Сирена продолжала завывать, а я продолжала поражаться тому, как резко изменился мой мир всего за один месяц. Нет больше ни Тесс, ни Калеба, и сама я скоро окажусь зажатой между челюстями прожорливого чудовища.

— Это еще что? — спросила Вьетнам озадаченно, когда первые истошные вопли сигнализации всполошили подземную базу.

— Пожар на базе, — ответил Антенна Вьетнаму.

Антенна встал с пола и прислонился к прутьям решетки, вглядываясь в коридор, словно это могло ему помочь как-то раздобыть больше информации о том, что происходило наверху.
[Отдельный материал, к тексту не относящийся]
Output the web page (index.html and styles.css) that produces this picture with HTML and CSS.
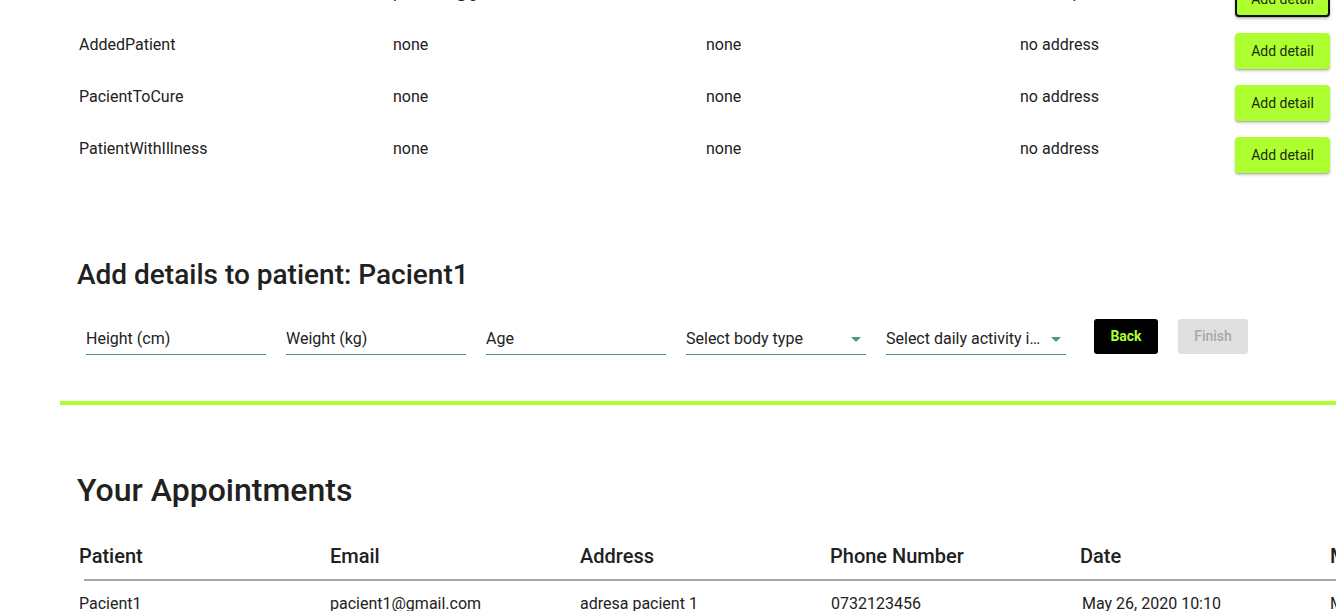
FILE: index.html
```html
<!DOCTYPE html>
<html>
<head>
<meta charset="utf-8">
<link rel="stylesheet" href="styles.css">
</head>
<body>
<div class="page">
  <div class="patients">
    <div class="prow">
      <span>Pacient1</span><span>pacient1@gmail.com</span><span>0732123456</span><span>adresa pacient 1</span>
      <button class="add focused">Add detail</button>
    </div>
    <div class="prow">
      <span>AddedPatient</span><span>none</span><span>none</span><span>no address</span>
      <button class="add">Add detail</button>
    </div>
    <div class="prow">
      <span>PacientToCure</span><span>none</span><span>none</span><span>no address</span>
      <button class="add">Add detail</button>
    </div>
    <div class="prow">
      <span>PatientWithIllness</span><span>none</span><span>none</span><span>no address</span>
      <button class="add">Add detail</button>
    </div>
  </div>

  <h2 class="title">Add details to patient: Pacient1</h2>

  <div class="form">
    <div class="field"><span class="ph">Height (cm)</span></div>
    <div class="field"><span class="ph">Weight (kg)</span></div>
    <div class="field"><span class="ph">Age</span></div>
    <div class="field select"><span class="ph">Select body type</span><span class="arrow"></span></div>
    <div class="field select"><span class="ph">Select daily activity intensity</span><span class="arrow"></span></div>
    <button class="back">Back</button>
    <button class="finish">Finish</button>
  </div>

  <div class="divider"></div>

  <h1 class="apt-title">Your Appointments</h1>

  <div class="apt">
    <div class="arow head">
      <span>Patient</span><span>Email</span><span>Address</span><span>Phone Number</span><span>Date</span><span>Medic</span>
    </div>
    <div class="hline"></div>
    <div class="arow data">
      <span>Pacient1</span><span>pacient1@gmail.com</span><span>adresa pacient 1</span><span class="n1">0732123456</span><span class="n2">May 26, 2020 10:10</span><span>Medic1</span>
    </div>
  </div>
</div>
</body>
</html>
```

FILE: styles.css
```css
html, body {
  margin: 0;
  padding: 0;
  background: #ffffff;
  overflow: hidden;
}
body {
  font-family: Roboto, "Liberation Sans", sans-serif;
  color: #212121;
  width: 1336px;
  height: 611px;
}
.page {
  width: 1336px;
}
.patients {
  margin-top: -34px;
}
.prow {
  display: grid;
  grid-template-columns: 314px 313px 314px 215px 95px;
  padding-left: 79px;
  height: 52px;
  align-items: center;
  font-size: 16px;
  line-height: 20px;
  white-space: nowrap;
}
.prow span {
  padding-top: 2px;
}
.prow .add {
  align-self: end;
  margin-bottom: 1px;
}
.add {
  width: 95px;
  height: 36px;
  background: #adff2f;
  border: none;
  border-radius: 4px;
  font-family: Roboto, "Liberation Sans", sans-serif;
  font-size: 14px;
  font-weight: 400;
  color: #1e2a10;
  padding: 0;
  box-shadow: 0 2px 3px rgba(0,0,0,0.22), 0 1px 1px rgba(0,0,0,0.14);
}
.add.focused {
  border: 2px solid #111;
}
.title {
  margin: 85px 0 0 77px;
  font-size: 28px;
  line-height: 32px;
  font-weight: 500;
  color: #212121;
}
.form {
  display: flex;
  align-items: flex-start;
  margin-top: 28px;
  padding-left: 86px;
}
.field {
  width: 180px;
  margin-right: 20px;
  box-sizing: border-box;
  padding-top: 11px;
  padding-bottom: 6px;
  border-bottom: 1px solid #4c9a80;
  font-size: 16px;
  line-height: 18px;
  display: flex;
  align-items: center;
  color: #222;
}
.field .ph {
  flex: 1;
  min-width: 0;
  overflow: hidden;
  white-space: nowrap;
  text-overflow: ellipsis;
}
.field.select .ph {
  padding-right: 8px;
}
.arrow {
  width: 0;
  height: 0;
  border-left: 5px solid transparent;
  border-right: 5px solid transparent;
  border-top: 5px solid #4c9a80;
  margin-right: 5px;
  flex: none;
}
.field:last-of-type {
  margin-right: 0;
}
.back {
  margin-left: 28px;
  width: 64px;
  height: 35px;
  background: #000;
  color: #adff2f;
  border: none;
  border-radius: 3px;
  font-family: Roboto, "Liberation Sans", sans-serif;
  font-size: 14px;
  font-weight: 700;
  padding: 0 0 2px;
}
.finish {
  margin-left: 20px;
  width: 70px;
  height: 35px;
  background: #e0e0e0;
  color: #a8a8a8;
  border: none;
  border-radius: 3px;
  font-family: Roboto, "Liberation Sans", sans-serif;
  font-size: 14px;
  font-weight: 500;
  padding: 0 0 2px;
}
.divider {
  margin: 46px 0 0 60px;
  height: 4px;
  background: #adff2f;
}
.apt-title {
  margin: 66px 0 0 77px;
  font-size: 32px;
  line-height: 38px;
  font-weight: 500;
  color: #212121;
}
.apt {
  margin-top: 35px;
}
.arow {
  display: grid;
  grid-template-columns: 251px 250px 250px 250px 250px 250px;
  padding-left: 79px;
  white-space: nowrap;
}
.arow.head {
  font-size: 20px;
  line-height: 24px;
  font-weight: 500;
  color: #212121;
}
.hline {
  margin: 11px 0 0 84px;
  height: 2px;
  background: #a6a6a6;
}
.arow.data {
  margin-top: 11px;
  font-size: 16px;
  line-height: 24px;
  color: #222;
}
.arow.data .n1 {
  padding-left: 1px;
}
.arow.data .n2 {
  padding-left: 2px;
}
```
— Интересно, где горит, — задумчиво произнес Буддист и тоже встал с пола, мерзкая крыса уже привыкла к своему месту у Буддиста на плече и даже приноровилась на нем спать.

— Может, в детсаду.

— Фунчоза, как ты можешь так говорить?

— А что? Мне насрать! Меня все равно скоро убьют!

Фунчоза привычно срал на всех, и с потерей самых близких мне людей на базе я внезапно стала видеть смысл в его стиле смотреть на вещи вокруг.

— Может, Триггер таким своеобразным методом начал чистку среди населения? — предположила О-ля-ляжка. — Мол, несчастный случай.

— Значит, Крайслер продолжает упираться, и это не может не радовать, — произнес Антенна.

— Или Триггер просто прикончил Крайслера, — возразила Вьетнам.

Ребята затихли. Потому что такой исход означал одно: наше время подошло к концу.

— Тогда вскоре за нами должны прийти, — ответил Буддист на предположение Вьетнама.